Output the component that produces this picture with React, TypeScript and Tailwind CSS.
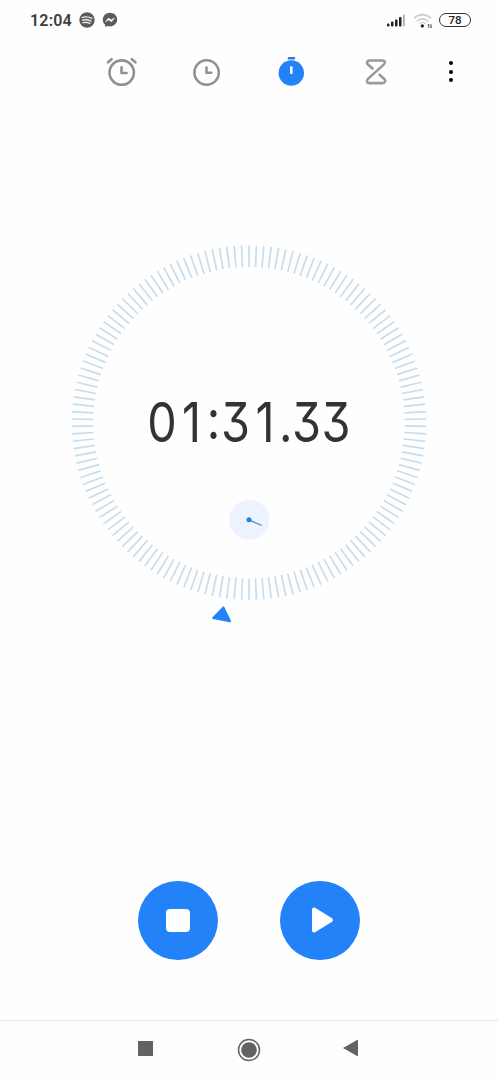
const TICK_COUNT = 150;

function StatusBar() {
    return (
        <div className="flex h-10 items-center justify-between pl-[30px] pr-[28px]">
            <div className="flex items-center">
                <span className="w-[42px] whitespace-nowrap pt-[2px] font-['Roboto',sans-serif] text-[16px] font-semibold leading-none tracking-[0.2px] text-[#3d3d3d]">
                    12:04
                </span>
                {/* Spotify */}
                <svg className="ml-[7px]" width="16" height="16" viewBox="0 0 16 16" fill="none">
                    <circle cx="8" cy="8" r="7.7" fill="#5c5c5c" />
                    <path d="M3.100 5.500c3.400-1 6.800-.7 9.900.9M3.500 8.200c3-.8 5.800-.5 8.500.9M4 10.700c2.400-.6 4.700-.4 6.900.7" stroke="#eee" strokeWidth="1.300" strokeLinecap="round" />
                </svg>
                {/* Messenger */}
                <svg className="ml-[7px]" width="16" height="16" viewBox="0 0 16 16">
                    <path d="M8 .8C3.900.8.8 3.700.8 7.700c0 2.100.9 3.900 2.300 5.100v2.200l2.200-1c.8.300 1.700.4 2.700.4 4.100 0 7.200-2.900 7.200-6.800S12.100.8 8 .8z" fill="#5c5c5c" />
                    <path d="M3.700 9.700 6.600 6l2.500 2 3.200-2-2.900 3.800-2.500-2z" fill="#fff" stroke="#fff" strokeWidth=".6" />
                </svg>
            </div>
            <div className="flex items-center">
                <svg width="18" height="13" viewBox="0 0 18 13">
                    <rect x="0" y="9.500" width="2.500" height="3" rx="1" fill="#222" />
                    <rect x="4" y="7.500" width="2.500" height="5" rx="1" fill="#222" />
                    <rect x="8" y="5.500" width="2.500" height="7" rx="1" fill="#222" />
                    <rect x="12" y="3" width="2.500" height="9.500" rx="1" fill="#222" />
                    <rect x="16" y=".5" width="1.700" height="12" rx=".8" fill="#aaa" />
                </svg>
                <svg className="ml-2" width="20" height="17" viewBox="0 0 20 17" fill="none">
                    <path d="M1 6.300a12 12 0 0 1 17 0M3.800 9.300a8 8 0 0 1 11.400 0" stroke="#d0d0d0" strokeWidth="1.900" />
                    <path d="M6.400 11.900a4.500 4.500 0 0 1 6.200 0" stroke="#ccc" strokeWidth="1.300" />
                    <circle cx="9.300" cy="13.900" r="1.700" fill="#222" />
                    <path d="M15.800 15.800v-3.600m-1 1 1-1M18 12.200v3.600m0 0 1-1" stroke="#333" strokeWidth=".9" />
                </svg>
                <div className="ml-[6px] mr-[-1px] flex h-[14px] w-[32px] items-center justify-center rounded-full border-[1.5px] border-[#333] pt-px font-['Roboto',sans-serif] text-[11.500px] font-medium leading-none text-[#222]">
                    78
                </div>
            </div>
        </div>
    );
}

function TabBar() {
    return (
        <nav className="flex h-[63px] items-center pl-[79px]">
            <button className="flex w-[85px] justify-center" aria-label="Alarm">
                <svg width="32" height="32" viewBox="0 0 32 32" fill="none" stroke="#919191" strokeWidth="2.600" strokeLinecap="round">
                    <circle cx="15.700" cy="16.600" r="12.200" />
                    <path d="M15.500 11.300v5.700h5" strokeLinejoin="round" />
                    <path d="M2 6.300l3.600-3.100M29.400 6.300l-3.600-3.100" />
                </svg>
            </button>
            <button className="flex w-[85px] justify-center" aria-label="Clock">
                <svg width="32" height="32" viewBox="0 0 32 32" fill="none" stroke="#919191" strokeWidth="2.600" strokeLinecap="round">
                    <circle cx="15.600" cy="16.500" r="12.200" />
                    <path d="M15.500 11.600v5.200h4.700" strokeLinejoin="round" />
                </svg>
            </button>
            <button className="flex w-[84px] justify-center" aria-label="Stopwatch">
                <svg width="32" height="32" viewBox="0 0 32 32">
                    <circle cx="16.300" cy="17" r="12.700" fill="#2382f7" />
                    <rect x="12.700" y="1" width="7.500" height="2.500" rx="1" fill="#3b7dca" />
                    <rect x="15" y="10.300" width="2.600" height="7.700" rx="1" fill="#fff" />
                </svg>
            </button>
            <button className="flex w-[85px] justify-center" aria-label="Timer">
                <svg width="32" height="32" viewBox="0 0 32 32" fill="none" stroke="#999" strokeWidth="2.600" strokeLinecap="round" strokeLinejoin="round">
                    <path d="M12.500 12.500 8.200 8.700C6 6.700 7 4.500 9.500 4.500h12.800c2.700 0 3.500 2.200 1.600 3.900L8 22.900c-2 1.800-1 4.200 1.500 4.200h13c2.700 0 3.600-2.400 1.500-4.300l-4.500-4" />
                </svg>
            </button>
            <button className="ml-[25px] flex h-8 w-4 flex-col items-center justify-center gap-[4.500px]" aria-label="More">
                <span className="h-[4px] w-[4px] rounded-full bg-black" />
                <span className="h-[4px] w-[4px] rounded-full bg-black" />
                <span className="h-[4px] w-[4px] rounded-full bg-black" />
            </button>
        </nav>
    );
}

// Fixed cells keep the readout from jumping as the digits change
function Readout({ value }: { value: string }) {
    return (
        <div className="absolute inset-x-0 top-[170.500px] flex scale-x-[0.85] justify-center whitespace-nowrap font-['Inter',sans-serif] text-[55px] leading-[56px] text-[#333] [font-feature-settings:'cv09','calt'_0]">
            {value.split('').map((char, i) => (
                <span
                    key={i}
                    className={`flex justify-center ${char === ':' ? 'w-[17px] -translate-y-[3px]' : char === '.' ? 'w-[14px]' : 'w-[34.7px]'}`}
                >
                    {char}
                </span>
            ))}
        </div>
    );
}

function Dial() {
    return (
        <div className="relative mx-auto h-[400px] w-[400px]">
            <svg width="400" height="400" viewBox="0 0 400 400">
                {Array.from({ length: TICK_COUNT }, (_, i) => (
                    <line
                        key={i}
                        x1="200"
                        y1="22.500"
                        x2="200"
                        y2="44"
                        stroke="#c8ddec"
                        strokeWidth="1.700"
                        transform={`rotate(${(i * 360) / TICK_COUNT} 200 199.700)`}
                    />
                ))}
                {/* seconds pointer */}
                <path d="M174.500 384.500 164.200 395 181 398.300z" fill="#2382f7" stroke="#2382f7" strokeWidth="2" strokeLinejoin="round" />
                {/* small dial */}
                <circle cx="200.300" cy="296.800" r="20" fill="#edf3fe" />
                <path d="M200 297l12.700 5.500" stroke="#5288bd" strokeWidth="1.300" />
                <circle cx="200" cy="296.700" r="2.500" fill="#2382d7" />
            </svg>
            <Readout value="01:31.33" />
        </div>
    );
}

function Controls() {
    return (
        <div className="flex gap-[62.500px] pl-[138.300px]">
            <button className="flex size-[79.500px] items-center justify-center rounded-full bg-[#2382f7]" aria-label="Stop">
                <span className="size-[23.500px] rounded-[4px] bg-white" />
            </button>
            <button className="flex size-[79.500px] items-center justify-center rounded-full bg-[#2382f7]" aria-label="Start">
                <svg width="32" height="32" viewBox="0 0 32 32">
                    <path d="M10 5.500v21L27 16z" fill="#fff" stroke="#fff" strokeWidth="4" strokeLinejoin="round" />
                </svg>
            </button>
        </div>
    );
}

function NavBar() {
    return (
        <div className="flex h-[60px] items-center border-t border-[#e6e6e6] pb-[2px] pl-[138px]">
            <span className="mb-[3px] size-[15px] bg-[#636363]" />
            <svg className="ml-[83.500px]" width="24" height="24" viewBox="0 0 24 24">
                <circle cx="12" cy="12" r="10.500" fill="none" stroke="#636363" strokeWidth="1.500" />
                <circle cx="12" cy="12" r="7.800" fill="#636363" />
            </svg>
            <svg className="mb-[3px] ml-[82px]" width="15" height="18" viewBox="0 0 15 18">
                <path d="M0 9 15 .5v17z" fill="#636363" />
            </svg>
        </div>
    );
}

export default function App() {
    return (
        <div className="flex h-[1080px] w-[498px] flex-col overflow-hidden bg-[#fefefe]">
            <StatusBar />
            <TabBar />
            <div className="mt-[120px]">
                <Dial />
            </div>
            <div className="mt-[257.500px]">
                <Controls />
            </div>
            <div className="mt-auto">
                <NavBar />
            </div>
        </div>
    );
}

----------

- [TASK GOAL] Restate exactly, please, only the lines between the start of the data and the line containing "const TICK_COUNT = 150;", both ends included, skipping the pictures.

- [RESPONSE TO THIS EXERCISE]
Output the component that produces this picture with React, TypeScript and Tailwind CSS.
const TICK_COUNT = 150;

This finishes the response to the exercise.